Global health news briefs

September / October 2020 | Volume 19, Number 5

G-FINDER urges increased R&D investment

Funding for emerging infectious disease basic research and product development reached $886 million in 2018, up 14%, according to the new G-FINDER report issued by Policy Cures Research, a global health think tank. However, the report’s lead author says spending is “very reactive” and urged for more consistent investments to prepare for the next pandemic.

WHO: sepsis causes 20% of global deaths

Sepsis - the body’s potentially deadly response to infection - is responsible for 1 in 5 deaths worldwide, the WHO warns in a new report. While most sepsis research is conducted in high-income countries, the majority of cases occur in low-resource settings. Nearly half of the 49 million cases each year occur among children, causing 2.9 million deaths.

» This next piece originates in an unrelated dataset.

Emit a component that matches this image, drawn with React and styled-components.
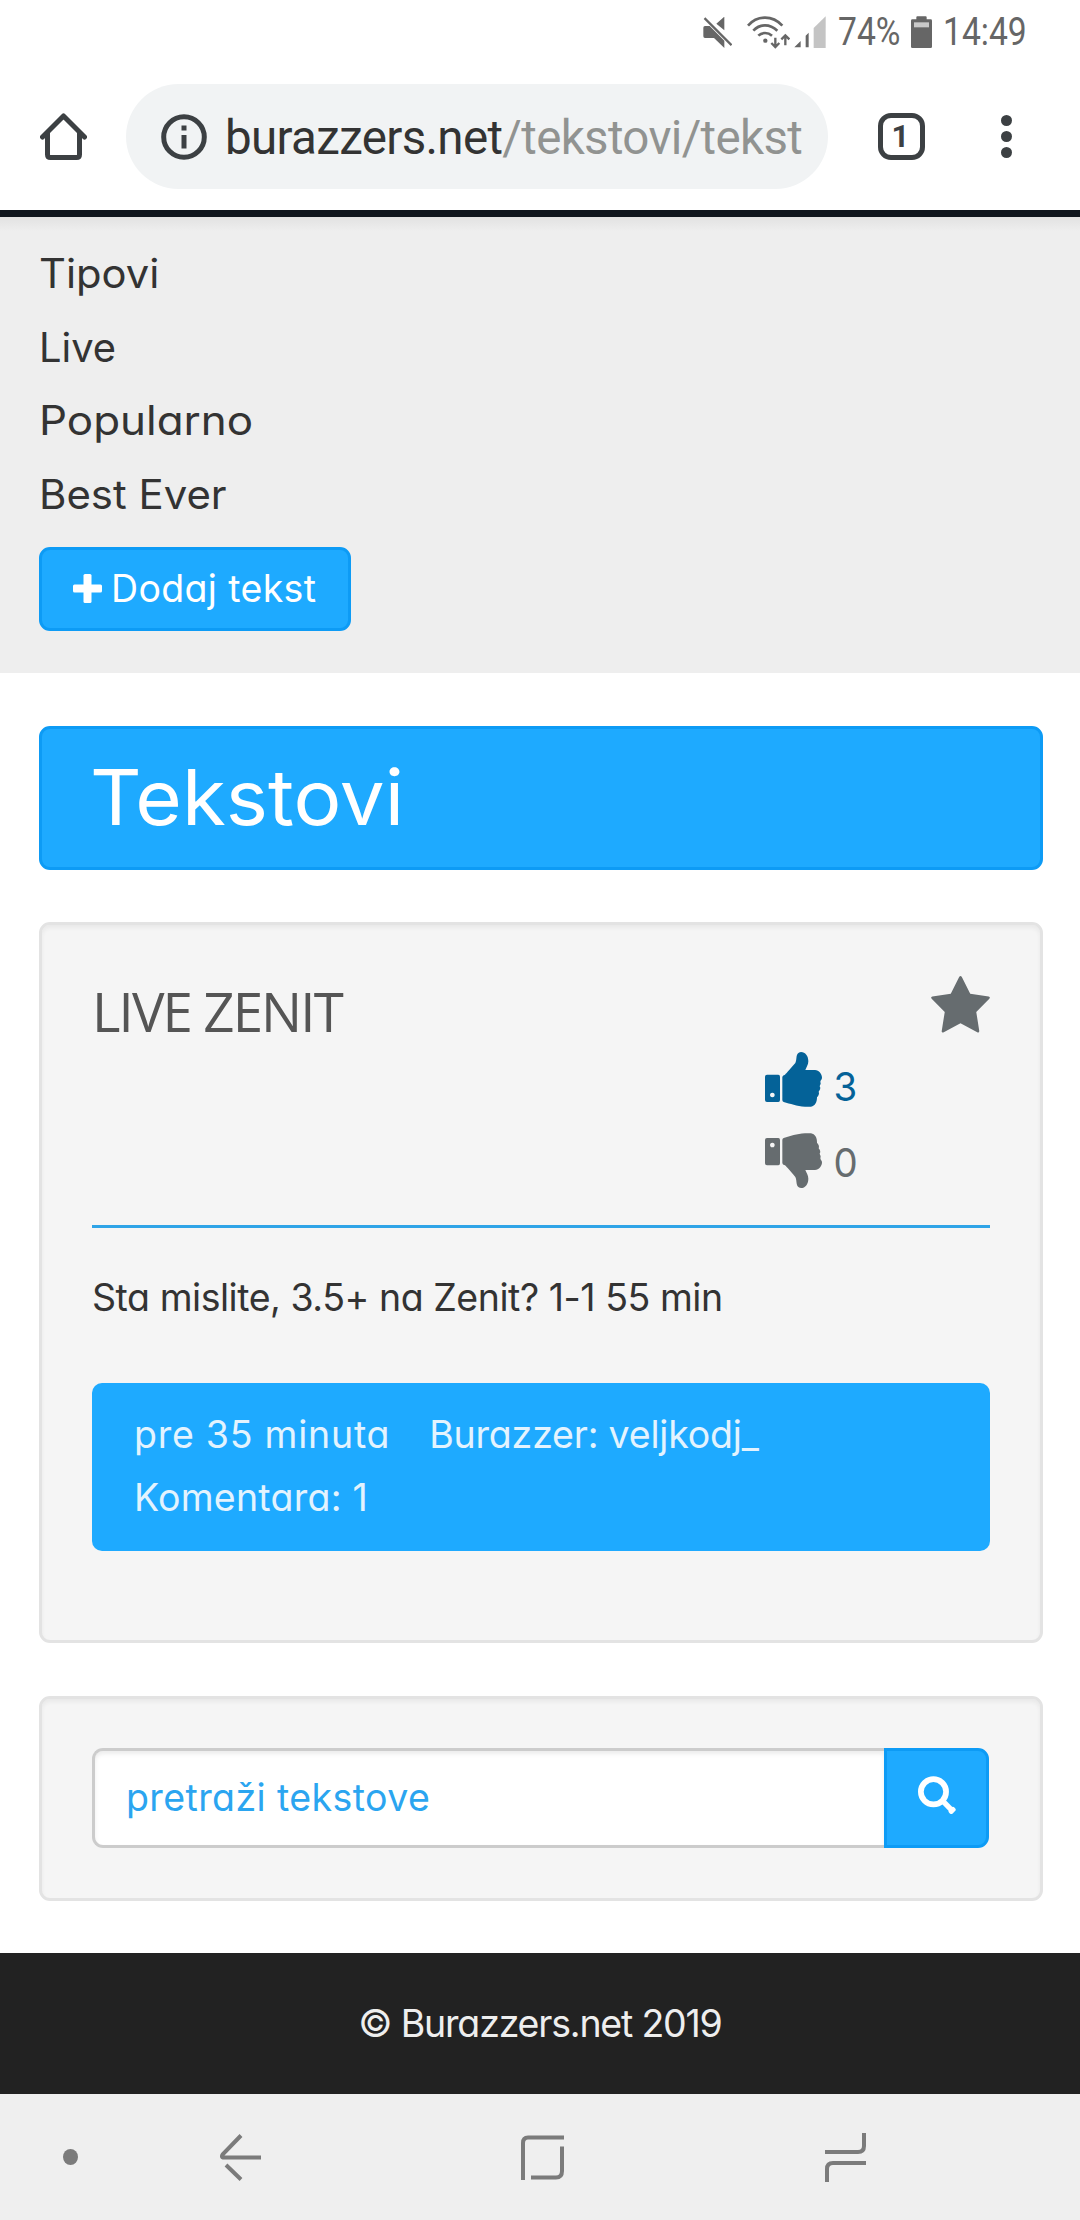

NCD agenda should be reframed

The global approach to noncommunicable diseases and injuries needs an “urgent upgrade” to meet the needs of the world’s poorest people, according to a recent Lancet Commission report. Potential solutions have placed an outsized focus on changing behavior, the authors maintain, instead of examining root causes of NCDs.

Report examines AI’s role in global health

A roadmap for applying Artificial Intelligence to global health problems was recently released by the Broadband Commission for Sustainable Development’s Digital Health Working Group. The report identifies high-leverage opportunities for AI to support global health projects for low- and middle-income settings and emphasizes the need to systematically integrate AI into healthcare infrastructures.

Child lead poisoning is global problem

A third of the world’s children have been poisoned by lead, according to a new analysis by UNICEF and Pure Earth. The report says that around 1 in 3 children - up to 800 million globally - have blood lead levels higher than is deemed safe. Informal and substandard recycling of lead-acid batteries is a leading contributor.